-- Task --
Using the listing below, report all lines holding the word "Write".

---*---

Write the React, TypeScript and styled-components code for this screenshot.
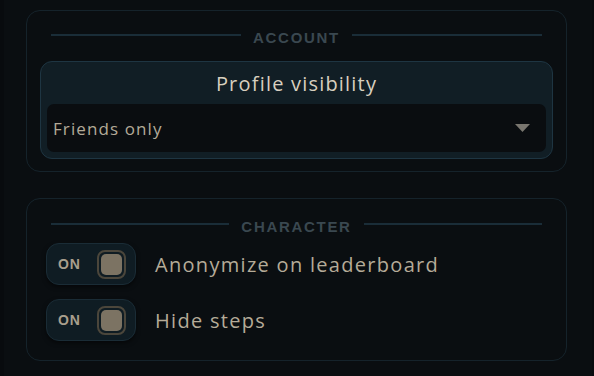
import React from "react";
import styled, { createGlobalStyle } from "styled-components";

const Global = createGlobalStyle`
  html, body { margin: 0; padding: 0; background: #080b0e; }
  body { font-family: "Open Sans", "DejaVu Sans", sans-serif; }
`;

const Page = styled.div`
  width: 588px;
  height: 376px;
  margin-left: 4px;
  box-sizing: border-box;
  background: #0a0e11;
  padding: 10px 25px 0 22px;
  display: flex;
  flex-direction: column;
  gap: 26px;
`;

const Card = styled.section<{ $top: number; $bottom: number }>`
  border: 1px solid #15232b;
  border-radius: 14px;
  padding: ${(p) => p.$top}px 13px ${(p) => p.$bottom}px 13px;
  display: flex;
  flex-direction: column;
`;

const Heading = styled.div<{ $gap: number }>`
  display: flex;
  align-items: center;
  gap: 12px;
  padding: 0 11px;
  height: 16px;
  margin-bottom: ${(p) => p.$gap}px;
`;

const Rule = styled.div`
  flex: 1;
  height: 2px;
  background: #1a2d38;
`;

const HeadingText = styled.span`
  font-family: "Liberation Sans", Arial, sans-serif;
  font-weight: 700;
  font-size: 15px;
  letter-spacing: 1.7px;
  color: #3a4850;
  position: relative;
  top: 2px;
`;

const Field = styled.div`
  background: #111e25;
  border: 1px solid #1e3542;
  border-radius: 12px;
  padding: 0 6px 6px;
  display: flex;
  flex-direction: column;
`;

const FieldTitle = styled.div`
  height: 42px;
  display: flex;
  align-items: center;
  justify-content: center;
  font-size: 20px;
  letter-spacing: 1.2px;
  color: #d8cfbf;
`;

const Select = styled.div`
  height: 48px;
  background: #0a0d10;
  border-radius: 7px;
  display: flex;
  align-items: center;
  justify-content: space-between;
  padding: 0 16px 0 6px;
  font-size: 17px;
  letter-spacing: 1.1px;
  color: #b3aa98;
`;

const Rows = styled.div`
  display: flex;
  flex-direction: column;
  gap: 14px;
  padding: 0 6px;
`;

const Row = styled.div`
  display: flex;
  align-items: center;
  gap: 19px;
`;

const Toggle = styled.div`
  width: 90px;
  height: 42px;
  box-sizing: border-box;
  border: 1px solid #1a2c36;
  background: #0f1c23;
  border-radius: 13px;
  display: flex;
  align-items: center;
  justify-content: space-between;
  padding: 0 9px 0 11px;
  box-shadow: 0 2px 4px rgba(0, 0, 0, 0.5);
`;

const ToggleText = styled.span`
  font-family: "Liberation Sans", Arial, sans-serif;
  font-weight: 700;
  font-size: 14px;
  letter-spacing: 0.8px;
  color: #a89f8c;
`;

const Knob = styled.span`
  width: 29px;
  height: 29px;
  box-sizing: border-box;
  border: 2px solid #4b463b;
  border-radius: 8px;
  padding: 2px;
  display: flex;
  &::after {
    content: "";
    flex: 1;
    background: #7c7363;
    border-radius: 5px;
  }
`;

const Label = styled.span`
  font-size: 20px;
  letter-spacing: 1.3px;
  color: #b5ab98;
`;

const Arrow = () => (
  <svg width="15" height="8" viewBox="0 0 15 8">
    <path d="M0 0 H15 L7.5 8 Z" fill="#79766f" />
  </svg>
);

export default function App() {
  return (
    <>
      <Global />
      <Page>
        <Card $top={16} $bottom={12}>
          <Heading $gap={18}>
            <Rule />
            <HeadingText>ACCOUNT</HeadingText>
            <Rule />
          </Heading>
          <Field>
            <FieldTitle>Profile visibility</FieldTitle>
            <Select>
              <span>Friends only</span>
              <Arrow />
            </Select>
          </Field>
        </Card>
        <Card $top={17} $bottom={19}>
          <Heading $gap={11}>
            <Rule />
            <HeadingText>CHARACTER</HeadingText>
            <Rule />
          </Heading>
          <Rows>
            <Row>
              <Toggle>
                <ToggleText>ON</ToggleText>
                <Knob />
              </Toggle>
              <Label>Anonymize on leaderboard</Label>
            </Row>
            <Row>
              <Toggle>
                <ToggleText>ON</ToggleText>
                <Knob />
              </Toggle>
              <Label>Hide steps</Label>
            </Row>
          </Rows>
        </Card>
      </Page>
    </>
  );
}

---*---

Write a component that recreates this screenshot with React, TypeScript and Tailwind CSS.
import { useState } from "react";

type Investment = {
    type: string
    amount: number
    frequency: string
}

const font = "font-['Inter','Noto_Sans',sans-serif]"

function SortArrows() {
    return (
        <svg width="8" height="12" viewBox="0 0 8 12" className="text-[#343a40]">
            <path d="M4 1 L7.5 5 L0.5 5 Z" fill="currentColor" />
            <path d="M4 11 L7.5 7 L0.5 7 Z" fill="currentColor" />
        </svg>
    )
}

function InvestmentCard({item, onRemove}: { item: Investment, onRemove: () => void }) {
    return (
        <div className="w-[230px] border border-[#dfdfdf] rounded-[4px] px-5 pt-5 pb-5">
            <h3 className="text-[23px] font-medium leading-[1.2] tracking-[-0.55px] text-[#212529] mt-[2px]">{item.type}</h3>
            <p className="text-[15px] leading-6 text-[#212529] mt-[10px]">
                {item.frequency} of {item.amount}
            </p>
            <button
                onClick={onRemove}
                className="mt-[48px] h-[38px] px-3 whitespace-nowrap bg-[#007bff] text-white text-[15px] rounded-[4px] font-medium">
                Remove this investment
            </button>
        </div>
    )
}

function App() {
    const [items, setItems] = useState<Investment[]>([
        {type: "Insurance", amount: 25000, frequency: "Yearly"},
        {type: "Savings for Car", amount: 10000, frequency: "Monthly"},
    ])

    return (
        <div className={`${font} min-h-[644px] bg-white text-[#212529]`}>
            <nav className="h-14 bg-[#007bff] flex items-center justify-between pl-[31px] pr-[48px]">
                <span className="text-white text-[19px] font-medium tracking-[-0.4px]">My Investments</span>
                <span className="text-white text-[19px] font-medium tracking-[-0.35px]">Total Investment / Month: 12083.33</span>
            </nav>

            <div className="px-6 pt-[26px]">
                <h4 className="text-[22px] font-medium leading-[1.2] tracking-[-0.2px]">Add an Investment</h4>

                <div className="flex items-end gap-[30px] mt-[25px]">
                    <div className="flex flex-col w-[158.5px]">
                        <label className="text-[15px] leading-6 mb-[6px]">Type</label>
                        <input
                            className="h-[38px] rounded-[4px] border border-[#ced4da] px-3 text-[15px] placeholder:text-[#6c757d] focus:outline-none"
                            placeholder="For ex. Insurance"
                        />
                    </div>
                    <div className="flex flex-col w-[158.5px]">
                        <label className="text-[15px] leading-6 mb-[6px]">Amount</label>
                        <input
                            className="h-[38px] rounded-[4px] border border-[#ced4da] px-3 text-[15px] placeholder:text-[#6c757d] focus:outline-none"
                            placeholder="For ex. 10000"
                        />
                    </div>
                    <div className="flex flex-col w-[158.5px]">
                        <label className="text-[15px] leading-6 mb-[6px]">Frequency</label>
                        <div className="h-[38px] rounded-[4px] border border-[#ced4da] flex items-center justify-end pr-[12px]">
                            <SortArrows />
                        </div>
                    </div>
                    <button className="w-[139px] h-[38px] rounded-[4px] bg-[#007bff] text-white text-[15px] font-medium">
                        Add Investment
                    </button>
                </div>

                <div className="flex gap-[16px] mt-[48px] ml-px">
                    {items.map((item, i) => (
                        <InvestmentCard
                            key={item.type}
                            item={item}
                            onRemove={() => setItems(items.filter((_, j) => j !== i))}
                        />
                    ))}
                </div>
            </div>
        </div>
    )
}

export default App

---*---

-- Result of this task --
Write the React, TypeScript and styled-components code for this screenshot.
Write a component that recreates this screenshot with React, TypeScript and Tailwind CSS.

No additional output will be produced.